Au centre de l’autel, une mosaïque d’email représente sainte Anne et, au-dessous, une autre mosaïque évoque l’arche de Noé.
Les mosaïques murales figurent quant à elles des saints patrons et des artisans du bâtiment, de l’industrie, de l’alimentation et de l’habillement.
La Sainte-Chapelle
Achevée en 1897, la Sainte Chapelle (dédiée à Marie) est inspirée de la sublime Sainte-Chapelle de Paris.
Les grands vitraux représentent la vie de Marie ainsi que les miracles qui lui sont attribués. Le vitrail du centre est consacré à Notre Dame de la Treille… et en profite pour glorifier ceux qui ont développé son culte (entre autres Monseigneur Sonnois, le Cardinal Régnier et l’abbé Bernard).
L’autel, en bronze doré décoré de pierres précieuses, est surmonté d’une statue moderne de Notre Dame de la Treille (la statue originelle ayant été volée en 1959).
L’allée centrale est recouverte d’une mosaïque singulière représentant les différentes facettes de la cité de Lille : la ville catholique (les églises), la ville littéraire et scientifique (l’université catholique), la ville industrielle et commerciale (les usines).
Les mosaïques murales représentent des épisodes de la Bible (le buisson ardent, l’arche de Noé, l’arche d’alliance, etc.) en alternance avec des figures féminines (Myriam, Eve, Sara, Bethsabée, etc.). Et tout autour, les arcades sont ornées de peintures représentant différentes fleurs (roses, tulipes, violettes, jasmins, lys…).
La chapelle de Jeanne d’Arc
Achevée en 1901, la chapelle de Jeanne d’Arc a été construite alors qu’avaient lieu les débats de son “procès en béatification” (elle n’avait pas encore été canonisée).

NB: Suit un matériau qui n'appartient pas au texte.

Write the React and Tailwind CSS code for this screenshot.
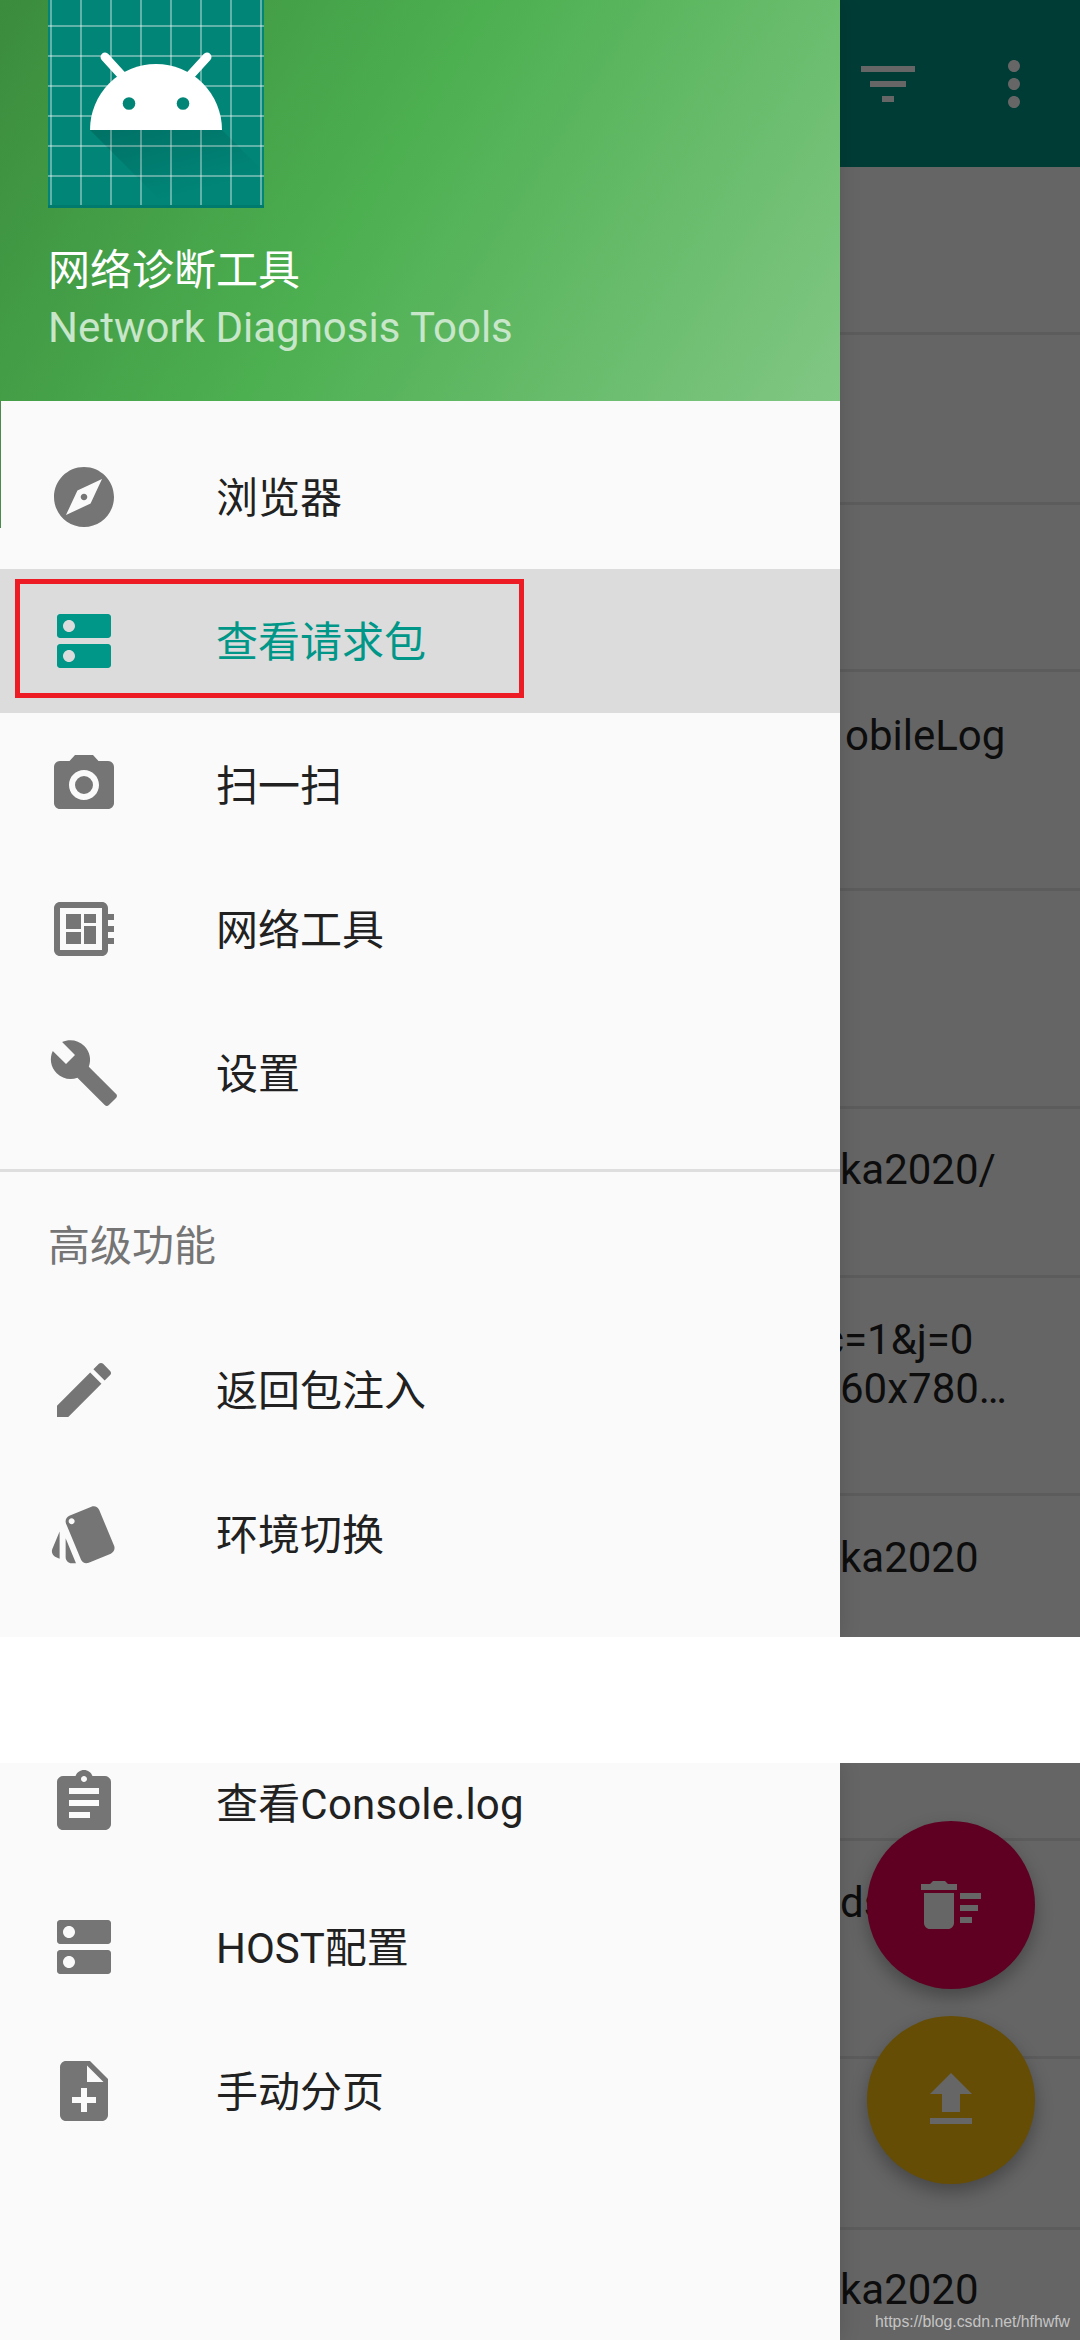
const P = {
  explore: "M12 10.9c-.61 0-1.1.49-1.1 1.1s.49 1.1 1.1 1.1c.61 0 1.1-.49 1.1-1.1s-.49-1.1-1.1-1.1zM12 2C6.48 2 2 6.48 2 12s4.48 10 10 10 10-4.48 10-10S17.52 2 12 2zm2.19 12.19L6 18l3.81-8.19L18 6l-3.81 8.19z",
  dns: "M20 13H4c-.55 0-1 .45-1 1v6c0 .55.45 1 1 1h16c.55 0 1-.45 1-1v-6c0-.55-.45-1-1-1zM7 19c-1.1 0-2-.9-2-2s.9-2 2-2 2 .9 2 2-.9 2-2 2zM20 3H4c-.55 0-1 .45-1 1v6c0 .55.45 1 1 1h16c.55 0 1-.45 1-1V4c0-.55-.45-1-1-1zM7 9c-1.1 0-2-.9-2-2s.9-2 2-2 2 .9 2 2-.9 2-2 2z",
  camera: "M9 12a3 3 0 1 0 6 0a3 3 0 1 0 -6 0zM9 2L7.17 4H4c-1.1 0-2 .9-2 2v12c0 1.1.9 2 2 2h16c1.1 0 2-.9 2-2V6c0-1.1-.9-2-2-2h-3.17L15 2H9zm3 15c-2.76 0-5-2.24-5-5s2.24-5 5-5 5 2.24 5 5-2.24 5-5 5z",
  board: "M22 9V7h-2V5c0-1.1-.9-2-2-2H4c-1.1 0-2 .9-2 2v14c0 1.1.9 2 2 2h14c1.1 0 2-.9 2-2v-2h2v-2h-2v-2h2v-2h-2V9h2zm-4 10H4V5h14v14zM6 13h5v4H6zm6-6h4v3h-4zM6 7h5v5H6zm6 4h4v6h-4z",
  build: "M22.7 19l-9.1-9.1c.9-2.3.4-5-1.5-6.9-2-2-5-2.4-7.4-1.3L9 6 6 9 1.6 4.7C.4 7.1.9 10.1 2.9 12.1c1.9 1.9 4.6 2.4 6.9 1.5l9.1 9.1c.4.4 1 .4 1.4 0l2.3-2.3c.5-.4.5-1.1.1-1.4z",
  edit: "M3 17.25V21h3.75L17.81 9.94l-3.75-3.75L3 17.25zM20.71 7.04c.39-.39.39-1.02 0-1.41l-2.34-2.34c-.39-.39-1.02-.39-1.41 0l-1.83 1.83 3.75 3.75 1.83-1.83z",
  style: "M2.53 19.65l1.34.56v-9.03l-2.43 5.86c-.41 1.02.08 2.19 1.09 2.61zm19.5-3.7L17.07 3.98c-.31-.75-1.04-1.21-1.81-1.23-.26 0-.53.04-.79.15L7.1 5.95c-.75.31-1.21 1.03-1.23 1.8-.01.27.04.54.15.8l4.96 11.97c.31.76 1.05 1.22 1.83 1.23.26 0 .52-.05.77-.15l7.36-3.05c1.02-.42 1.51-1.59 1.09-2.6zM7.88 8.75c-.55 0-1-.45-1-1s.45-1 1-1 1 .45 1 1-.45 1-1 1zm-2 11c0 1.1.9 2 2 2h1.45l-3.45-8.34v6.34z",
  assignment: "M19 3h-4.18C14.4 1.84 13.3 1 12 1c-1.3 0-2.4.84-2.82 2H5c-1.1 0-2 .9-2 2v14c0 1.1.9 2 2 2h14c1.1 0 2-.9 2-2V5c0-1.1-.9-2-2-2zm-7 0c.55 0 1 .45 1 1s-.45 1-1 1-1-.45-1-1 .45-1 1-1zm2 14H7v-2h7v2zm3-4H7v-2h10v2zm0-4H7V7h10v2z",
  noteAdd: "M14 2H6c-1.1 0-1.99.9-1.99 2L4 20c0 1.1.89 2 1.99 2H18c1.1 0 2-.9 2-2V8l-6-6zm2 14h-3v3h-2v-3H8v-2h3v-3h2v3h3v2zm-3-7V3.5L18.5 9H13z",
  filter: "M10 18h4v-2h-4v2zM3 6v2h18V6H3zm3 7h12v-2H6v2z",
  more: "M12 8c1.1 0 2-.9 2-2s-.9-2-2-2-2 .9-2 2 .9 2 2 2zm0 2c-1.1 0-2 .9-2 2s.9 2 2 2 2-.9 2-2-.9-2-2-2zm0 6c-1.1 0-2 .9-2 2s.9 2 2 2 2-.9 2-2-.9-2-2-2z",
  sweep: "M15 16h4v2h-4zm0-8h7v2h-7zm0 4h6v2h-6zM3 18c0 1.1.9 2 2 2h6c1.1 0 2-.9 2-2V8H3v10zM14 5h-3l-1-1H6L5 5H2v2h12z",
  upload: "M9 16h6v-6h4l-7-7-7 7h4zm-4 2h14v2H5z",
};

function Icon({ d, className }) {
  return (
    <svg viewBox="0 0 24 24" className={`w-[72px] h-[72px] shrink-0 ${className}`} fill="currentColor">
      <path d={d} />
    </svg>
  );
}

function Logo() {
  const hs = [26, 56, 86, 116, 146, 176];
  const vs = [3, 33, 63, 93, 123, 153, 183, 213];
  return (
    <svg viewBox="0 0 216 208" className="w-[216px] h-[208px] block">
      <defs>
        <linearGradient id="sh" x1="0" y1="0" x2="0.6" y2="1">
          <stop offset="0" stopColor="#000" stopOpacity="0.15" />
          <stop offset="0.85" stopColor="#000" stopOpacity="0" />
        </linearGradient>
      </defs>
      <rect width="216" height="208" fill="#008577" />
      {hs.map((y) => (
        <rect key={y} x="0" y={y - 1} width="216" height="2" fill="#fff" fillOpacity="0.38" />
      ))}
      {vs.map((x) => (
        <rect key={x} x={x - 1} y="0" width="2" height="208" fill="#fff" fillOpacity="0.38" />
      ))}
      <rect x="0" y="205" width="216" height="3" fill="#007a6d" />
      <polygon points="42,130 174,130 216,172 216,208 120,208" fill="url(#sh)" />
      <line x1="57" y1="57" x2="78" y2="80" stroke="#fff" strokeWidth="9" strokeLinecap="round" />
      <line x1="159" y1="57" x2="138" y2="80" stroke="#fff" strokeWidth="9" strokeLinecap="round" />
      <path d="M42 130A66 66 0 0 1 174 130Z" fill="#fff" />
      <circle cx="81" cy="103.5" r="6.3" fill="#008577" />
      <circle cx="135" cy="103.5" r="6.3" fill="#008577" />
    </svg>
  );
}

function Item({ icon, label }) {
  return (
    <div className="h-[144px] flex items-center pl-[48px]">
      <Icon d={icon} className="text-[#757575]" />
      <span className="ml-[96px] pt-[3px] text-[42px] text-[#212121] whitespace-nowrap">{label}</span>
    </div>
  );
}

function ListRow({ h, pt = "pt-[37px]", children }) {
  return (
    <div className={`${h} ${pt} border-b-[3px] border-[#5c5c5c] text-[42px] leading-[50px] text-[#0d0d0d] whitespace-nowrap`}>
      {children}
    </div>
  );
}

export default function App() {
  return (
    <div className="relative w-[1080px] h-[2340px] overflow-hidden bg-white font-[Roboto,'Noto_Sans_CJK_SC',sans-serif]">
      {/* upper part of the capture */}
      <div className="flex h-[1637px]">
        <div className="relative z-10 w-[840px] shrink-0 bg-[#fafafa] shadow-[0_0_20px_rgba(0,0,0,0.14)]">
          <div className="h-[401px] bg-[linear-gradient(122deg,#3b8c3d_0%,#4caf50_45%,#81c784_100%)]">
            <div className="ml-[48px] w-[216px]">
              <Logo />
            </div>
            <div className="ml-[48px] mt-[34px] text-[42px] leading-[57px]">
              <div className="text-white">网络诊断工具</div>
              <div className="text-[#c8e6c9] whitespace-nowrap">Network Diagnosis Tools</div>
            </div>
          </div>
          <div className="absolute left-0 top-[401px] w-px h-[127px] bg-[#4a8a4a]" />
          <div className="pt-[24px]">
            <Item icon={P.explore} label="浏览器" />
            <div className="relative h-[144px] flex items-center pl-[48px] bg-[#dcdcdc]">
              <Icon d={P.dns} className="text-[#009688]" />
              <span className="ml-[96px] pt-[3px] text-[42px] text-[#009688] whitespace-nowrap">查看请求包</span>
              <div className="absolute left-[15px] top-[10px] w-[509px] h-[119px] border-[5px] border-[#ed1c24]" />
            </div>
            <Item icon={P.camera} label="扫一扫" />
            <Item icon={P.board} label="网络工具" />
            <Item icon={P.build} label="设置" />
          </div>
          <div className="mt-[24px] h-[3px] bg-[#dedede]" />
          <div className="h-[146px] flex items-center pl-[48px] pt-[3px] text-[42px] text-[#757575]">高级功能</div>
          <Item icon={P.edit} label="返回包注入" />
          <Item icon={P.style} label="环境切换" />
        </div>

        <div className="flex-1 min-w-0 overflow-hidden bg-[#656565]">
          <div className="h-[167px] bg-[#003c36] flex items-center justify-end gap-[54px] pr-[30px]">
            <Icon d={P.filter} className="text-[#666666]" />
            <Icon d={P.more} className="text-[#666666]" />
          </div>
          <ListRow h="h-[168px]" />
          <ListRow h="h-[170px]" />
          <ListRow h="h-[167px]" />
          <ListRow h="h-[219px]" pt="pt-[39px]">
            <div className="pl-[5px]">obileLog</div>
          </ListRow>
          <ListRow h="h-[218px]" pt="pt-[36px]" />
          <ListRow h="h-[169px]" pt="pt-[36px]">
            <div>ka2020/</div>
          </ListRow>
          <ListRow h="h-[218px]" pt="pt-[37px]">
            <div className="-ml-[18px] leading-[49px]">c=1&amp;j=0</div>
            <div className="leading-[49px]">60x780…</div>
          </ListRow>
          <div className="pt-[37px] text-[42px] leading-[50px] text-[#0d0d0d]">ka2020</div>
        </div>
      </div>

      {/* blank band */}
      <div className="relative z-20 h-[126px] bg-white" />

      {/* lower part of the capture */}
      <div className="relative flex h-[577px]">
        <div className="relative z-10 w-[840px] shrink-0 bg-[#fafafa] shadow-[0_0_20px_rgba(0,0,0,0.14)]">
          <div className="h-[80px] flex items-center pl-[48px]">
            <Icon d={P.assignment} className="text-[#757575]" />
            <span className="ml-[96px] pt-[3px] text-[42px] tracking-[0.18px] text-[#212121] whitespace-nowrap">查看Console.log</span>
          </div>
          <div className="pt-[32px]">
            <Item icon={P.dns} label="HOST配置" />
            <Item icon={P.noteAdd} label="手动分页" />
          </div>
        </div>
        <div className="flex-1 min-w-0 overflow-hidden bg-[#656565]">
          <ListRow h="h-[78px]" pt="pt-0" />
          <ListRow h="h-[218px]">
            <div>ds</div>
          </ListRow>
          <ListRow h="h-[171px]" />
          <div className="pt-[35px] text-[42px] leading-[50px] text-[#0d0d0d]">ka2020</div>
        </div>

        <div className="absolute z-20 right-[45px] top-[58px] flex flex-col gap-[27px]">
          <div className="w-[168px] h-[168px] rounded-full bg-[#5f0022] flex items-center justify-center shadow-[0_8px_18px_rgba(0,0,0,0.3)]">
            <Icon d={P.sweep} className="text-[#666666]" />
          </div>
          <div className="w-[168px] h-[168px] rounded-full bg-[#664d05] flex items-center justify-center shadow-[0_8px_18px_rgba(0,0,0,0.3)]">
            <Icon d={P.upload} className="text-[#666666]" />
          </div>
        </div>

        <div className="absolute z-30 right-[10px] bottom-[9px] text-[15.8px] leading-[18px] text-[#c4c4c4] font-['Liberation_Sans',sans-serif] whitespace-nowrap">
          https://blog.csdn.net/hfhwfw
        </div>
      </div>
    </div>
  );
}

Tout comme la chapelle Saint Joseph (voir juste en dessous), elle exprime clairement la volonté d’un rétablissement de la royauté, volonté qui était partagée à cette époque par une majorité des notables lillois.
Les mosaïques murales représentent des rois et reines de France. Le fond bleu est décoré des quinze écus représentant les anciennes provinces de France, du temps de la royauté. L’autel en forme de château fort est orné d’un bas-relief en bronze représentant Louis XIII consacrant le royaume de France à la Vierge en 1638. Au sol, les mosaïques représentent le lys et la couronne royale… N’en jetez plus, on a compris le message !
La chapelle Saint-Joseph
Achevée en 1908, la chapelle de saint Joseph est magnifique. Mais elle est aussi un manifeste royaliste et religieux (la loi de la séparation entre l’état et l’église n’ayant été votée que 3 ans auparavant).
En dessous de Saint-Joseph sont en effet représentés le Pape de l’époque, l’archevêque de Cambrai, le comte de Chambord (petit-fils de Charles X), un professeur à la Faculté de Droit de l’Université catholique, un général, des doyens des cinq facultés catholiques de Lille ainsi que les représentants des principaux secteurs d’activité de la région (commerce, industrie, agriculture, mines et marine).
Accueillant de nombreux touristes, la cathédrale Notre Dame de la Treille propose également des expositions et diverses manifestations culturelles et musicales tout au long de l’année.
Vous pourrez ainsi visiter la crypte semi-enterrée de 2 500 m2, la plus vaste d’Europe. Elle accueille le Centre d’Art Sacré de Lille (ouvert le samedi et le dimanche après-midi) qui présente des œuvres d’artistes internationaux. La crypte abrite par ailleurs les tombes d’évêques lillois, ainsi que 150 « pierres commémoratives » de familles ayant marqué l’histoire de la ville ou de la région dans les domaines de l’industrie, du commerce, de la politique ou de la culture.
INFORMATIONS PRATIQUES
Adresse : Place Gilleson à Lille
Horaires : Ouverte chaque jour de 10h à 18h30 (de 12h à 20h en juillet et août).
Tarif : l’entrée est gratuite. Visites guidées tous les jours de 10h à 18h selon les disponibilités des guides bénévoles.
Contact : 03 20 31 59 12
Puisque vous êtes dans le coin, n’hésitez pas à passer derrière Notre-Dame pour visiter le musée de l’Hospice Comtesse afin d’y découvrir l’histoire de la ville de Lille.
Vous pouvez également remonter jusqu’à l’église désacralisée Sainte Marie-Madeleine et ses surprenantes œuvres modernes. Les églises dans la métropole lilloise sont nombreuses, et la plus anciennes est la collégiale de Seclin.